Dies alles bedeutet jedoch nicht, dass die Unsicherheit verschwunden wäre. Ebenso wenig ist mit einer Wiederherstellung der alten Handelsordnung zu rechnen. Die Trump-Regierung hat deutlich gemacht, dass es ihr Ziel ist, die Spielregeln neu zu definieren. Doch auf diesem instabilen Spielfeld hat Mexiko beschlossen, kein passiver Akteur zu sein. Es hat sich für ein intelligentes Vorgehen entschieden, die Schlupflöcher im System zu nutzen, um seinen Handlungsspielraum zu erweitern, und vor allem mit einer staatlichen Vision zu handeln.

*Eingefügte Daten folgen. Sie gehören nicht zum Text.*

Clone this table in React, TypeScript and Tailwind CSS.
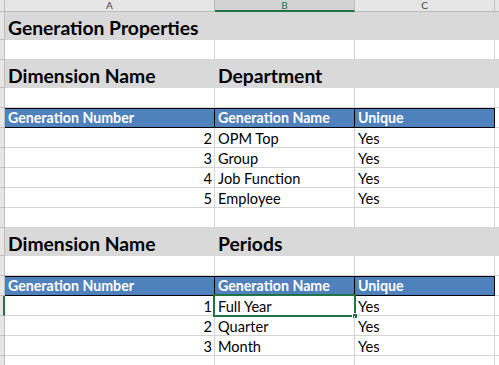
import React from "react";

const GRID = "border-[#d4d4d4]";
const font = { fontFamily: "Lato, 'Liberation Sans', sans-serif" };

function RowHead({ h, selected }: { h: string; selected?: boolean }) {
  return (
    <div
      className={`${h} w-[5px] shrink-0 bg-[#e6e6e6] border-b border-r border-[#bdbdbd] box-border ${
        selected ? "border-r-2 border-r-[#217346] bg-[#d2d2d2]" : ""
      }`}
    />
  );
}

function BlankRow() {
  return (
    <div className="flex h-[20px]">
      <RowHead h="h-[20px]" />
      <div className={`w-[210px] shrink-0 border-r border-b ${GRID}`} />
      <div className={`w-[140px] shrink-0 border-r border-b ${GRID}`} />
      <div className={`w-[140px] shrink-0 border-r border-b ${GRID}`} />
      <div className={`flex-1 border-b ${GRID}`} />
    </div>
  );
}

function GrayRow({ a, b }: { a: string; b?: string }) {
  return (
    <div className="flex h-[28px]">
      <RowHead h="h-[28px]" />
      <div className="flex-1 flex bg-[#d9d9d9] text-[19.3px] font-bold text-black">
        <div className="w-[210px] shrink-0 flex items-end pl-[3px] pb-[0px] whitespace-nowrap leading-[24px]">
          {a}
        </div>
        <div className="flex items-end pl-[3px] pb-[0px] whitespace-nowrap leading-[24px]">{b}</div>
      </div>
    </div>
  );
}

function BlueRow() {
  const cell = "shrink-0 flex items-end pl-[3px] pb-0 leading-[18px] whitespace-nowrap";
  return (
    <div className="flex h-[20px]">
      <RowHead h="h-[20px]" />
      <div className="flex bg-[#4f81bd] text-white font-bold text-[14.2px] border-y border-black box-border">
        <div className={`${cell} w-[210px] border-r border-black`}>Generation Number</div>
        <div className={`${cell} w-[140px] border-r border-black`}>Generation Name</div>
        <div className={`${cell} w-[140px] border-r border-black`}>Unique</div>
      </div>
      <div className={`flex-1 border-b ${GRID}`} />
    </div>
  );
}

function DataRow({ n, name, selected }: { n: number; name: string; selected?: boolean }) {
  const cell = "shrink-0 flex items-end pb-0 leading-[18px] whitespace-nowrap border-r border-b " + GRID;
  return (
    <div className="flex h-[20px] text-[14.6px] text-black">
      <RowHead h="h-[20px]" selected={selected} />
      <div className={`${cell} w-[210px] justify-end pr-[2px]`}>
        <span className="relative top-[1px]">{n}</span>
      </div>
      <div className={`${cell} w-[140px] pl-[3px] relative`}>
        <span className="relative top-[1px]">{name}</span>
        {selected && (
          <>
            <div className="absolute left-[-2px] top-[-2px] w-[143px] h-[23px] border-2 border-[#217346]" />
            <div className="absolute left-[137px] top-[17px] w-[6px] h-[6px] bg-[#217346] border border-white" />
          </>
        )}
      </div>
      <div className={`${cell} w-[140px] pl-[3px]`}>
        <span className="relative top-[1px]">Yes</span>
      </div>
      <div className={`flex-1 border-b ${GRID}`} />
    </div>
  );
}

function ColHeader() {
  const c = "h-[12px] shrink-0 flex items-start justify-center text-[10px] leading-[10px] overflow-hidden border-b box-border";
  return (
    <div className="flex h-[12px]">
      <div className="w-[5px] h-[12px] shrink-0 bg-[#e6e6e6] border-r border-b border-[#bdbdbd]" />
      <div className={`${c} w-[210px] bg-[#e6e6e6] text-[#444] border-r border-[#bdbdbd]`}>
        <span>A</span>
      </div>
      <div className={`${c} w-[140px] bg-[#d2d2d2] text-[#217346] border-b-2 border-b-[#217346] border-r border-r-[#bdbdbd]`}>
        <span>B</span>
      </div>
      <div className={`${c} w-[140px] bg-[#e6e6e6] text-[#444] border-r border-[#bdbdbd]`}>
        <span>C</span>
      </div>
      <div className={`${c} flex-1 bg-[#e6e6e6] border-[#bdbdbd]`} />
    </div>
  );
}

export default function App() {
  return (
    <div className="w-[499px] h-[365px] overflow-hidden bg-white" style={font}>
      <ColHeader />
      <GrayRow a="Generation Properties" />
      <BlankRow />
      <GrayRow a="Dimension Name" b="Department" />
      <BlankRow />
      <BlueRow />
      <DataRow n={2} name="OPM Top" />
      <DataRow n={3} name="Group" />
      <DataRow n={4} name="Job Function" />
      <DataRow n={5} name="Employee" />
      <BlankRow />
      <GrayRow a="Dimension Name" b="Periods" />
      <BlankRow />
      <BlueRow />
      <DataRow n={1} name="Full Year" selected />
      <DataRow n={2} name="Quarter" />
      <DataRow n={3} name="Month" />
      <BlankRow />
    </div>
  );
}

Mexiko reagierte auf die konfrontative Logik des Weißen Hauses mit Rationalität, Institutionalität und Entschlossenheit. Diese Haltung hat nicht nur den Ansturm eingedämmt, sondern es Mexiko ermöglicht, in einer extrem asymmetrischen Verhandlung seine Präsenz, seinen Einfluss und seine Würde zu bewahren.
Während viele Länder heute fassungslos auf die Schocks aus Washington reagieren, präsentiert Mexiko Vorschläge, Daten, Argumente und eine Vision für die Zukunft. Und das macht den Unterschied. Die von den Behörden entworfene Politik, an der Marcelo Ebrard eine strategische Rolle spielte, hat in dieser Situation die Möglichkeit gefunden, über sechsjährige Amtszeiten hinauszugehen und staatlich gelenkt zu handeln. Das ist vielleicht der größte strukturelle Erfolg dieser Phase. Und deshalb hat das Land die Arbeit des mit dieser strategischen Aufgabe betrauten Teams fast einstimmig anerkannt.
In unsicheren Zeiten sind intelligente Verhandlungen kein Zeichen von Schwäche: Sie sind die höchste Form der Landesverteidigung.